I just got an email saying our historic synagogue has a case of the COVID. Or at least, it’s been exposed. So its brick walls and pocked wood floors are getting a good cleaning, which it needed anyway. And we’re to stay clear for now.
To be sure, we haven’t spent much time inside its walls for the past few years. Our relationship with the 144-year-old building (it shares a springtime birthday with my mom, on June 9) has been one of planning and moving and preparing. A ritual mikvah is just what it needs now as it readies itself for reemergence into public life. (Wouldn’t you know… the synagogue once hosted a zinc-lined basement mikvah… Coincidence?)
It’s been a long road for the tiny building that could, from its history as a synagogue cum church/grocery/bike shop/coffee store to its future as the cornerstone of a public museum. Today, its vantage point from the corner of 3rd and F St. NW gives it a good view into Judiciary Square, toward the one-time-Pension Building now-National Building Museum. If it squints hard enough, it can probably make out the ghosts of the old 7th St. corridor (beyond the Capitol One Arena) that has always been the lifeblood of this neighborhood.
Thinking about that building sitting empty, awaiting its purification, calls to mind the many people who have visited its walls and the many more still to come. But for now, all’s quiet.

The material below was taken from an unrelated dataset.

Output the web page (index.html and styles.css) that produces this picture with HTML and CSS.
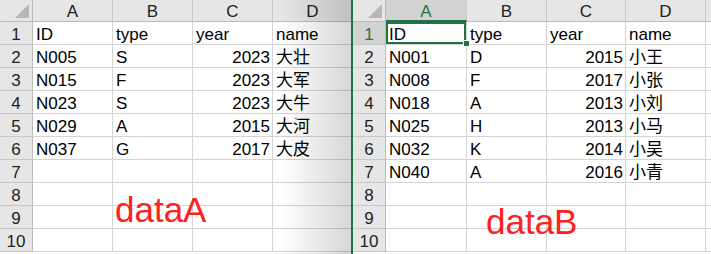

Just a few years ago, I was working at the most-visited natural history museum in the world, where at this time of year, cherry blossoms at the Tidal Basin draw shoulder-to-shoulder spring break visitors. I shudder to imagine the empty exhibition galleries there and in museums around the world, their stories and objects unseen and unspeaking, their power to inspire powered down. When I was a child, I remember heading downtown with my parents to the Capital Children’s Museum, pounding out tortillas by hand, sipping bitter Mexican hot chocolate, and glimpsing a more complex world. It’s those memories that drive my view of museums as places that connect us to each other, that encourage us to ask questions and that motivate us to want to learn more.
As we prepare to bring the 1876 synagogue back to life, we’ve spent hours upon hours matching brick repairs to the historic fabric, selecting wood for the stairwells whose knot-size matches the original, and reading the clues from the peeling paint chips to determine what color its walls should be. We’re researching to learn more about the people who prayed and worked here, and discover evidence of their lives in the neighborhood. We’re collecting objects that tell these stories, and conserving the ones already in our collection. We’re designing miniature models of the building with openings that reveal dioramas, objects and video to bring its stories back to life. We’re working with historic preservationists, architects, filmmakers, exhibit designers, and artists to give the building tools to speak once again.
But it won’t be until the people arrive, when the community comes back together and tourists start making their trips back to our capital city, that the magic will return. In the meantime, steer clear and stay healthy.